• [Requirements]: Repeat all of the material below exactly as written, images excluded.
>> Begin Data block
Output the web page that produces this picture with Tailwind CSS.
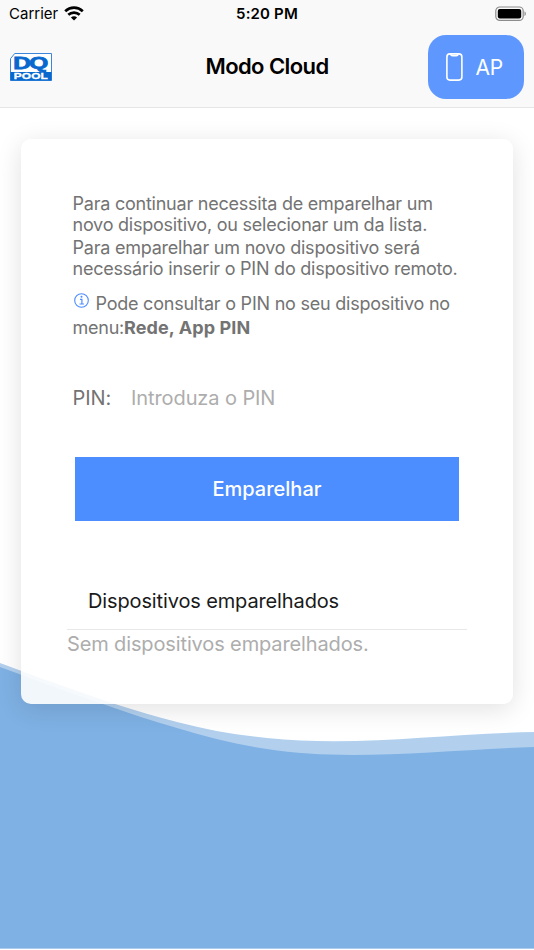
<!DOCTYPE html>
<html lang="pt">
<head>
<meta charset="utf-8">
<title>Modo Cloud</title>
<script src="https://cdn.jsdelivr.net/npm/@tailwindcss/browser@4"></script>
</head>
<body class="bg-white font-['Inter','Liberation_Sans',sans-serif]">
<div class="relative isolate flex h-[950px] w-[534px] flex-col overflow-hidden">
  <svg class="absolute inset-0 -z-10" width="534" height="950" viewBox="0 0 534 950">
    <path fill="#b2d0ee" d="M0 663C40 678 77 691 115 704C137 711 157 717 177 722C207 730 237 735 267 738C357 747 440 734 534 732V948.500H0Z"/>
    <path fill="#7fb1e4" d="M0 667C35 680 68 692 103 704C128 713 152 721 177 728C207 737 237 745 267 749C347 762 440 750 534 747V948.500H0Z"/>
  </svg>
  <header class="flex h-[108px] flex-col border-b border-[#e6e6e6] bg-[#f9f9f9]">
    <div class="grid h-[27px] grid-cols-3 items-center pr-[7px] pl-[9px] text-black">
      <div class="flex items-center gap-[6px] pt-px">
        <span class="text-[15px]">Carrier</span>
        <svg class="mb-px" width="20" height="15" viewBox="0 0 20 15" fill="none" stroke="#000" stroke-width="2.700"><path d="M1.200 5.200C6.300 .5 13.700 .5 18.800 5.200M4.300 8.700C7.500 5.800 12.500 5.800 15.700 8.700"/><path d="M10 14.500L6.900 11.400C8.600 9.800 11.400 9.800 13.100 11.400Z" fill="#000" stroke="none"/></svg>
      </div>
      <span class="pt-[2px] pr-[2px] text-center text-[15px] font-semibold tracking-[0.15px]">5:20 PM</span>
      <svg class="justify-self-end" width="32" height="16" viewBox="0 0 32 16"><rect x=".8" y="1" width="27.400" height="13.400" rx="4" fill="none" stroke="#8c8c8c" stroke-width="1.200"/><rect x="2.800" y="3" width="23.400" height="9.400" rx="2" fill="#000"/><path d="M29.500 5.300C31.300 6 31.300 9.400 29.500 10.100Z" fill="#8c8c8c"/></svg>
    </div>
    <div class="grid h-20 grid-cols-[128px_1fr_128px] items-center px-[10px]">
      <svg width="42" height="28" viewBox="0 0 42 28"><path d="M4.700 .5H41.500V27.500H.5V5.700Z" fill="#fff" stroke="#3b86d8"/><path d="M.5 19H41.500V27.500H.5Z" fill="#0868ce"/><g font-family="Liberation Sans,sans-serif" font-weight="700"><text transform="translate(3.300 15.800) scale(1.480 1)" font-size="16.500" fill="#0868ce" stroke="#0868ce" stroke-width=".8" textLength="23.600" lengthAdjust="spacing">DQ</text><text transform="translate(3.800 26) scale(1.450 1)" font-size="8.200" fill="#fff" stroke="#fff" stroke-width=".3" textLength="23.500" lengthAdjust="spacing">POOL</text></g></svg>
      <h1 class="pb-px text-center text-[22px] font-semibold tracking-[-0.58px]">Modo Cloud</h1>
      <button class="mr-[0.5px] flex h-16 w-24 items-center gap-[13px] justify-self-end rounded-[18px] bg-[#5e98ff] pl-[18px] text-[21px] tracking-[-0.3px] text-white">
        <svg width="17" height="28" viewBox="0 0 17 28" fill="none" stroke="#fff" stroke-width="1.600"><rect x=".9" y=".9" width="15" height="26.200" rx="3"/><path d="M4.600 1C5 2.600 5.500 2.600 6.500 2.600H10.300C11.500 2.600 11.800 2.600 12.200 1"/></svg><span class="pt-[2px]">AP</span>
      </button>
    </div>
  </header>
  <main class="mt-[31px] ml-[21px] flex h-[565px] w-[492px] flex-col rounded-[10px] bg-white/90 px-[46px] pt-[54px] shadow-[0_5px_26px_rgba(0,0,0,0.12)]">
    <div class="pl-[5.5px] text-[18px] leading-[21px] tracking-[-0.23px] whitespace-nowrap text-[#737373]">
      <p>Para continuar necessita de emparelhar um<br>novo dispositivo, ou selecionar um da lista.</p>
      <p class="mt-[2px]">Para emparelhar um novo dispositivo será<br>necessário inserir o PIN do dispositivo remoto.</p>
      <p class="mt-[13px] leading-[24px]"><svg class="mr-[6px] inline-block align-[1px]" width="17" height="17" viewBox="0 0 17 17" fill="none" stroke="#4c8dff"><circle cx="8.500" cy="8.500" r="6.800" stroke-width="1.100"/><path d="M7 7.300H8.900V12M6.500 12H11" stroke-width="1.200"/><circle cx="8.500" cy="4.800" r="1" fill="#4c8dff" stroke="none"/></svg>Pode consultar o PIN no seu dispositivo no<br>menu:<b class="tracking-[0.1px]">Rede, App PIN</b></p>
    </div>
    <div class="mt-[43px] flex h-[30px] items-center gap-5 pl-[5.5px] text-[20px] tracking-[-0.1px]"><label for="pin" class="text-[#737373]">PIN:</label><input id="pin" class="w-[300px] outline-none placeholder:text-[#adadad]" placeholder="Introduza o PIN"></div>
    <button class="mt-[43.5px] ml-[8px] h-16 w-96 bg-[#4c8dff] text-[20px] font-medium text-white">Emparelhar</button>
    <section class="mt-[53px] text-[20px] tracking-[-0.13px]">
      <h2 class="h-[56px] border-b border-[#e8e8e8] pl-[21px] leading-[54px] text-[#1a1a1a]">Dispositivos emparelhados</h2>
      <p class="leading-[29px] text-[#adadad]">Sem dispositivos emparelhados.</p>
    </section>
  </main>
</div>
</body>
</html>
>> End Data block
• [Task result]:
Output the web page that produces this picture with Tailwind CSS.
<!DOCTYPE html>
<html lang="pt">
<head>
<meta charset="utf-8">
<title>Modo Cloud</title>
<script src="https://cdn.jsdelivr.net/npm/@tailwindcss/browser@4"></script>
</head>
<body class="bg-white font-['Inter','Liberation_Sans',sans-serif]">
<div class="relative isolate flex h-[950px] w-[534px] flex-col overflow-hidden">
  <svg class="absolute inset-0 -z-10" width="534" height="950" viewBox="0 0 534 950">
    <path fill="#b2d0ee" d="M0 663C40 678 77 691 115 704C137 711 157 717 177 722C207 730 237 735 267 738C357 747 440 734 534 732V948.500H0Z"/>
    <path fill="#7fb1e4" d="M0 667C35 680 68 692 103 704C128 713 152 721 177 728C207 737 237 745 267 749C347 762 440 750 534 747V948.500H0Z"/>
  </svg>
  <header class="flex h-[108px] flex-col border-b border-[#e6e6e6] bg-[#f9f9f9]">
    <div class="grid h-[27px] grid-cols-3 items-center pr-[7px] pl-[9px] text-black">
      <div class="flex items-center gap-[6px] pt-px">
        <span class="text-[15px]">Carrier</span>
        <svg class="mb-px" width="20" height="15" viewBox="0 0 20 15" fill="none" stroke="#000" stroke-width="2.700"><path d="M1.200 5.200C6.300 .5 13.700 .5 18.800 5.200M4.300 8.700C7.500 5.800 12.500 5.800 15.700 8.700"/><path d="M10 14.500L6.900 11.400C8.600 9.800 11.400 9.800 13.100 11.400Z" fill="#000" stroke="none"/></svg>
      </div>
      <span class="pt-[2px] pr-[2px] text-center text-[15px] font-semibold tracking-[0.15px]">5:20 PM</span>
      <svg class="justify-self-end" width="32" height="16" viewBox="0 0 32 16"><rect x=".8" y="1" width="27.400" height="13.400" rx="4" fill="none" stroke="#8c8c8c" stroke-width="1.200"/><rect x="2.800" y="3" width="23.400" height="9.400" rx="2" fill="#000"/><path d="M29.500 5.300C31.300 6 31.300 9.400 29.500 10.100Z" fill="#8c8c8c"/></svg>
    </div>
    <div class="grid h-20 grid-cols-[128px_1fr_128px] items-center px-[10px]">
      <svg width="42" height="28" viewBox="0 0 42 28"><path d="M4.700 .5H41.500V27.500H.5V5.700Z" fill="#fff" stroke="#3b86d8"/><path d="M.5 19H41.500V27.500H.5Z" fill="#0868ce"/><g font-family="Liberation Sans,sans-serif" font-weight="700"><text transform="translate(3.300 15.800) scale(1.480 1)" font-size="16.500" fill="#0868ce" stroke="#0868ce" stroke-width=".8" textLength="23.600" lengthAdjust="spacing">DQ</text><text transform="translate(3.800 26) scale(1.450 1)" font-size="8.200" fill="#fff" stroke="#fff" stroke-width=".3" textLength="23.500" lengthAdjust="spacing">POOL</text></g></svg>
      <h1 class="pb-px text-center text-[22px] font-semibold tracking-[-0.58px]">Modo Cloud</h1>
      <button class="mr-[0.5px] flex h-16 w-24 items-center gap-[13px] justify-self-end rounded-[18px] bg-[#5e98ff] pl-[18px] text-[21px] tracking-[-0.3px] text-white">
        <svg width="17" height="28" viewBox="0 0 17 28" fill="none" stroke="#fff" stroke-width="1.600"><rect x=".9" y=".9" width="15" height="26.200" rx="3"/><path d="M4.600 1C5 2.600 5.500 2.600 6.500 2.600H10.300C11.500 2.600 11.800 2.600 12.200 1"/></svg><span class="pt-[2px]">AP</span>
      </button>
    </div>
  </header>
  <main class="mt-[31px] ml-[21px] flex h-[565px] w-[492px] flex-col rounded-[10px] bg-white/90 px-[46px] pt-[54px] shadow-[0_5px_26px_rgba(0,0,0,0.12)]">
    <div class="pl-[5.5px] text-[18px] leading-[21px] tracking-[-0.23px] whitespace-nowrap text-[#737373]">
      <p>Para continuar necessita de emparelhar um<br>novo dispositivo, ou selecionar um da lista.</p>
      <p class="mt-[2px]">Para emparelhar um novo dispositivo será<br>necessário inserir o PIN do dispositivo remoto.</p>
      <p class="mt-[13px] leading-[24px]"><svg class="mr-[6px] inline-block align-[1px]" width="17" height="17" viewBox="0 0 17 17" fill="none" stroke="#4c8dff"><circle cx="8.500" cy="8.500" r="6.800" stroke-width="1.100"/><path d="M7 7.300H8.900V12M6.500 12H11" stroke-width="1.200"/><circle cx="8.500" cy="4.800" r="1" fill="#4c8dff" stroke="none"/></svg>Pode consultar o PIN no seu dispositivo no<br>menu:<b class="tracking-[0.1px]">Rede, App PIN</b></p>
    </div>
    <div class="mt-[43px] flex h-[30px] items-center gap-5 pl-[5.5px] text-[20px] tracking-[-0.1px]"><label for="pin" class="text-[#737373]">PIN:</label><input id="pin" class="w-[300px] outline-none placeholder:text-[#adadad]" placeholder="Introduza o PIN"></div>
    <button class="mt-[43.5px] ml-[8px] h-16 w-96 bg-[#4c8dff] text-[20px] font-medium text-white">Emparelhar</button>
    <section class="mt-[53px] text-[20px] tracking-[-0.13px]">
      <h2 class="h-[56px] border-b border-[#e8e8e8] pl-[21px] leading-[54px] text-[#1a1a1a]">Dispositivos emparelhados</h2>
      <p class="leading-[29px] text-[#adadad]">Sem dispositivos emparelhados.</p>
    </section>
  </main>
</div>
</body>
</html>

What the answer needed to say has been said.